Mr. Hagstrom explained that, “In writing the 2008 farm bill Congress forced reductions of $6.4 billion over 10 years and used the money to pay for other USDA programs. Now, crop insurance lobbyists say Obama administration officials have told congressional aides that they hope to cut the program by $4 billion over five years.

“Murphy declined to confirm that figure, but said the real issues in the negotiations are structural changes in the program that he believes will improve crop insurance in areas outside the Midwest and make the program cheaper for the companies to operate. Losses in the Midwest can be big, expensive and rare while losses in other parts of the country may be less severe but more frequent. For that reason, crop insurance companies prefer to do business in the Midwest and compete more for the business there, Murphy said. That means farmers in the rest of the country do not have the same level of service and competition.
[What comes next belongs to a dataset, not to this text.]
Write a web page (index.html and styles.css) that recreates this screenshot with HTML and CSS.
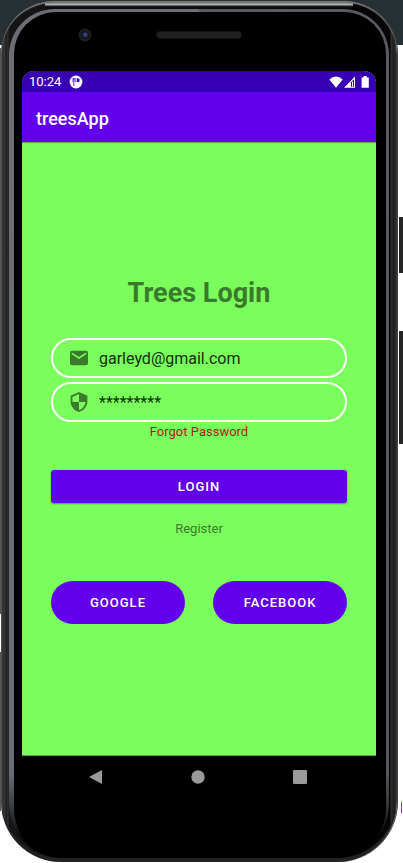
FILE: index.html
```html
<!DOCTYPE html>
<html lang="en">
<head>
<meta charset="utf-8">
<meta name="viewport" content="width=device-width, initial-scale=1">
<title>treesApp</title>
<link rel="stylesheet" href="styles.css">
</head>
<body>
<div class="side-key power-key"></div>
<div class="side-key volume-key"></div>
<div class="caret-mark"></div>
<div class="phone">
  <div class="ring">
    <div class="glass">
      <div class="bezel">
        <svg class="camera" width="14" height="14" viewBox="0 0 14 14" aria-hidden="true">
          <circle cx="7" cy="7" r="6.5" fill="#1d1e20"/>
          <circle cx="7" cy="7" r="4" fill="#10131f"/>
          <circle cx="7" cy="7" r="2.8" fill="#262d52"/>
          <circle cx="7.5" cy="6.5" r="1.2" fill="#46548a"/>
        </svg>
        <div class="speaker"></div>
      </div>
      <div class="screen">
        <div class="status">
          <span>10:24</span>
          <svg class="notice" width="14" height="14" viewBox="0 0 14 14" aria-hidden="true">
            <circle cx="7" cy="7" r="6.4" fill="#fff"/>
            <path d="M3.600 3.300h2.900v3.900h-1v3.400H4.300V7.200h-.7zM7.700 3.300h1.100a1.900 1.900 0 0 1 0 3.800H7.700z" fill="#3700b3"/>
            <path d="M4.700 4.300h.9v5h-.9z" fill="#fff"/>
          </svg>
          <svg class="signals" width="42" height="14" viewBox="0 0 42 14" aria-hidden="true">
            <path d="M.3 4.400Q7 -1.300 13.700 4.400L7 12.800z" fill="#fff"/>
            <path d="M15 12.800 26 1.600v11.200z" fill="#fff"/>
            <path d="M22 7.200 25 4.200v7.600h-3z" fill="#3700b3"/>
            <path d="M23 6.700h1v5.100h-1z" fill="#fff"/>
            <path d="M32.600 2.500h2V1h3.200v1.500h2v10.300h-7.200z" fill="#fff"/>
          </svg>
        </div>
        <header class="appbar">treesApp</header>
        <main class="content">
          <h1>Trees Login</h1>
          <form>
            <label class="field">
              <svg width="20" height="20" viewBox="0 0 20 20" role="img" aria-label="Email"><path d="M3 2.700h14a2 2 0 0 1 2 2v10.600a2 2 0 0 1-2 2H3a2 2 0 0 1-2-2V4.700a2 2 0 0 1 2-2zM2.800 4.600v1.700L10 10.900l7.200-4.600V4.600L10 9.100z"/></svg>
              <input type="email" value="garleyd@gmail.com">
            </label>
            <label class="field">
              <svg width="20" height="20" viewBox="2 2 20 20" role="img" aria-label="Password"><path d="M12 2 3.600 5.700v5.600c0 5.200 3.600 9.500 8.400 10.700 4.800-1.200 8.400-5.500 8.400-10.700V5.700zm0 10h6.500c-.5 3.800-3 7-6.500 8.100V12H5.500V6.900L12 4z"/></svg>
              <input type="text" value="*********" autocomplete="off">
            </label>
            <a class="forgot" href="#">Forgot Password</a>
            <button class="login" type="submit">LOGIN</button>
            <a class="register" href="#">Register</a>
            <div class="social">
              <button type="button">GOOGLE</button>
              <button type="button">FACEBOOK</button>
            </div>
          </form>
        </main>
      </div>
      <nav class="navbar">
        <button type="button" aria-label="Back"><svg width="16" height="16" viewBox="0 0 16 16"><path d="M1 8 14 1v14z"/></svg></button>
        <button type="button" aria-label="Home"><svg width="16" height="16" viewBox="0 0 16 16"><circle cx="8" cy="8" r="6.7"/></svg></button>
        <button type="button" aria-label="Overview"><svg width="16" height="16" viewBox="0 0 16 16"><rect x="1" y="1" width="14" height="14" rx="1.200"/></svg></button>
      </nav>
    </div>
  </div>
</div>
</body>
</html>
```
FILE: styles.css
```css
* { box-sizing: border-box; }

body {
  margin: 0;
  min-height: 100vh;
  padding: 1px 6px 1px 1px;
  display: flex;
  position: relative;
  overflow: hidden;
  background:
    linear-gradient(#fff, #fff) 0 614px / 1px 38px no-repeat,
    linear-gradient(#263035 45px, #fff 45px, #fff 48px, #555 48px, #555 811px, #fff 811px) 0 0 / 1px 100% no-repeat,
    linear-gradient(#263035 45px, #fff 45px);
  font-family: Roboto, "Liberation Sans", sans-serif;
}

.side-key {
  position: absolute;
  right: 0;
  width: 4px;
  background: #262626;
}
.power-key { top: 217px; height: 56px; }
.volume-key { top: 331px; height: 113px; }
.caret-mark {
  position: absolute;
  right: 1px;
  top: 802px;
  width: 1px;
  height: 11px;
  background: #9b2fae;
}

.phone {
  flex: 1;
  display: flex;
  position: relative;
  padding: 8px 8px 4px 8px;
  border-radius: 52px 52px 60px 60px;
  background:
    linear-gradient(#555 0, #666 2px, #c4c8c8 3px, #a0a4a4 4px, #222 5px, #050505 7px, transparent 8px) 50% 0 / calc(100% - 88px) 9px no-repeat,
    linear-gradient(90deg, #555 0, #2c2c2c 2px, #3a3a3a 4px, #181818 5px, #333 7px, #151515 8px, #111 50%, #050505 calc(100% - 8px), #050505 calc(100% - 7px), #303030 calc(100% - 6px), #1c1c1c calc(100% - 3px), #333 calc(100% - 1px), #222 100%);
  box-shadow: inset 0 2px 1px #777, inset 0 -4px 0 #222, 1px 0 0 #444;
}

.ring {
  flex: 1;
  display: flex;
  padding: 3px 3px 0 5px;
  border-radius: 46px 46px 54px 54px;
  background:
    linear-gradient(#5a5a60 0, #56565c 90%, #333 94%, #000 98%) 100% 0 / 50% 100% no-repeat,
    linear-gradient(#6d6d75 0, #686c75 90%, #3a3d42 94%, #000 98%);
}

.glass {
  flex: 1;
  display: flex;
  flex-direction: column;
  padding: 0 10px 0 8px;
  border-radius: 42px 42px 50px 50px;
  background: #000;
}

.bezel {
  height: 59px;
  display: grid;
  grid-template-columns: 1fr auto 1fr;
  align-items: start;
  padding-top: 16px;
}
.camera { margin-left: 56px; }
.speaker {
  width: 86px;
  height: 8px;
  margin-top: 3px;
  border-radius: 4px;
  background: #202222;
  border: 1px solid #151515;
}

.screen {
  flex: 1;
  display: flex;
  flex-direction: column;
  overflow: hidden;
  border-radius: 12px 12px 0 0;
  background: #7aff5c;
  border-bottom: 1px solid #4ba336;
}

.status {
  height: 21px;
  display: flex;
  align-items: center;
  padding: 0 5px 0 7px;
  background: #3700b3;
  color: #fff;
  font-size: 13px;
}
.notice { margin-left: 8px; }
.signals { margin-left: auto; }

.appbar {
  height: 50px;
  display: flex;
  align-items: center;
  padding: 2px 14px 0;
  background: #6200ee;
  color: #fff;
  font-size: 18px;
  font-weight: 500;
  box-shadow: 0 1px 1px #5cb04c;
}

.content {
  flex: 1;
  padding: 133px 29px 0;
}

h1 {
  margin: 0 0 27px;
  line-height: 36px;
  text-align: center;
  font-size: 27px;
  font-weight: 700;
  color: #3a7a2c;
}

form {
  display: flex;
  flex-direction: column;
}

.field {
  height: 40px;
  display: flex;
  align-items: center;
  gap: 10px;
  margin-bottom: 4px;
  padding: 0 16px;
  border: 2px solid #fff;
  border-radius: 20px;
}
.field svg { flex: none; fill: #3a7a2c; }
.field input {
  flex: 1;
  min-width: 0;
  padding: 2px 0 0;
  border: 0;
  outline: 0;
  background: none;
  font: 400 16px/20px Roboto, "Liberation Sans", sans-serif;
  color: #103008;
}

a {
  align-self: center;
  font-size: 13px;
  line-height: 16px;
  text-decoration: none;
}
.forgot { color: #b01818; margin-top: -2px; }
.register { color: #3a7a2c; margin: 18px 0 44px; }

button {
  padding: 0;
  border: 0;
  background: #6200ee;
  color: #fff;
  font: 500 13px/16px Roboto, "Liberation Sans", sans-serif;
  letter-spacing: 1px;
}
.login {
  height: 33px;
  margin-top: 30px;
  border-radius: 3px;
  box-shadow: 0 1px 2px rgba(0, 0, 0, .4);
}
.social { display: flex; gap: 28px; }
.social button {
  flex: 1;
  height: 43px;
  border-radius: 22px;
}

.navbar {
  height: 102px;
  display: flex;
  justify-content: space-between;
  align-items: flex-start;
  padding: 13px 68px 0 66px;
}
.navbar button { height: 16px; background: none; }
.navbar svg { display: block; fill: #9a9a9a; }
```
“Murphy said his first offer to the companies would ‘rebalance’ the program so that the companies would have more of an opportunity to make a profit on insurance in other parts of the country. Midwestern farmers don’t need to worry that their insurance service will go down or become more expensive.”

The DTN article added that, “But lobbyists for crop insurance companies and agents disagree with some of Murphy’s assumptions and contend the cuts he wants are too deep.”

For additional information on this issue, see this FarmPolicy.com update from last week.

Brazil Cotton Case

An AFP article from yesterday reported that, “Brazil will be allowed to impose up to 829.3 million dollars in retaliatory sanctions against the United States over unfair US cotton subsidies, a source close to the World Trade Organisation said Monday.

“The WTO had given the green light for the sanctions in August, more than a year after it ruled the US subsidies breached trade rules, but had yet to specify the full amount allowed by a complex mathematical equation.

“‘The total amount of countermeasures authorised to Brazil would be 829.3 million dollars (587 million euros),’ the source said.”

Senate Ag Committee

A news release issued yesterday by the Senate Agriculture Committee stated in part that, “Chairman Blanche Lincoln, D-Ark., today announced the selection of Julie Anna Potts to serve as Chief Counsel for the U.S. Senate Committee on Agriculture, Nutrition and Forestry.

“Potts, an Alabama native, most recently served as General Counsel for the American Farm Bureau Federation. She is a graduate of Bryn Mawr College and George Washington University Law School.”